Andrew’s supporters attempted to say the 2001 photo of Andrew with his hand around the waist of then 17-year-old Giuffre was a “fake.” The FBI begs to disagree. Then in the past months, some of Andrew’s inner circle tried to fan the notion that Andrew was visiting Epstein in 2010 with the sole purpose of “ending the friendship.” But that seems to have hit the ground with a deathly thud, likely due to a  new story that emerged in August alleging Andrew and Epstein received foot rubs in 2013 from young Russian women at Epstein’s New York City mansion as Andrew complained about how Prince Albert of Monaco enjoyed more freedom from press scrutiny than he did.

Andrew’s position in the Firm has indeed been on the decline but not because he has moved down the line in the order of succession as Charles’s branch expands with children and grandchildren. It is more often due to his consistent poor judgment in the company he keeps.

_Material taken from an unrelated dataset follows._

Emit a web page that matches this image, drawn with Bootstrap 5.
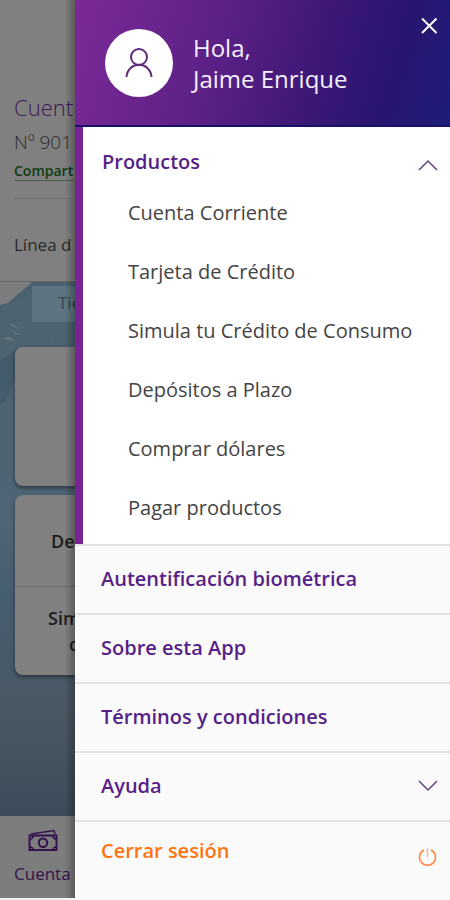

In 2011, Andrew stepped down from his long-held duties as a  U.K. trade representative after the Epstein connection appeared to be the last straw in a string of questionable associations with people like Libyan leader Muammar Gaddafi’s son, the son-in-law of Tunisia’s ousted president and the son-in-law of the one-time president of Kazakhstan.

Clearly, Andrew is an ethical liability in a family that is trying to embrace modern social justice issues. Charles, bolstered by the Queen’s Commonwealth Canopy initiative and his support of organic farming, has long been associated with environmental causes. The Cambridges and the Sussexes are trying to break down the stigma around mental health issues. Kate and Meghan are embracing women’s and children’s causes, while Edward’s wife, Sophie, and Meghan are actively fighting the trafficking of young women.

So how do we square the fiercely protective stance around Andrew in the Epstein storm with the Royal Family’s efforts to make a positive difference in the modern world? It’s clear from the Remembrance Day protocols that the Queen will continue to bail her second son out of trouble at all costs. And the pomp and circumstance at which the the monarchy excels may be a tent just big enough to cover Andrew’s foibles, as long as the Queen may reign.